Our approach is a combination of active-learning techniques and a state-of-the-art physics-based virtual screening method to screen ultra-large chemical compound libraries for hit discovery. Concretely, we will use the Virtual Screening Express (VSX) mode in RosettaVS and the OpenVS platform. The aim is to screen either the Enamine REAL library (~4 billion compounds) or the ZINC22 library (~4 billion compounds) against multiple conformations of the target structure.
Our approach uses active learning techniques to effectively explore the chemical space without docking each individual compound in the ultra-large chemical library. Around ten iterations of docking will be performed. During each iteration, half a million compounds will be docked and a surrogate model will be trained using the predicted binding affinities from the ligand docking.

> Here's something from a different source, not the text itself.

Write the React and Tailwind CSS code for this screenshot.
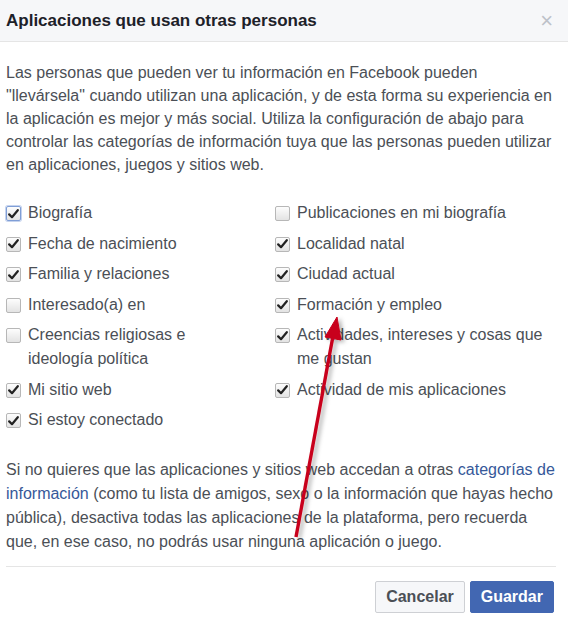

The surrogate model will be used to infer the binding affinity on the entire library to select another half a million compounds for the next iteration of docking. The iterative process will be terminated when the predicted binding affinities of the top-ranked compounds converge or the pre-specified maximum iterations (usually ten iterations) have been reached.
A flexible docking protocol in RosettaVS will be employed to re-dock the top-ranked compounds from the initial screen to account for the flexibility of the pocket. Finally, a set of filters, such as the number of unsatisfied hydrogen bonds and the number of torsion angle outliers, will be used to select the final compounds for experimental validation.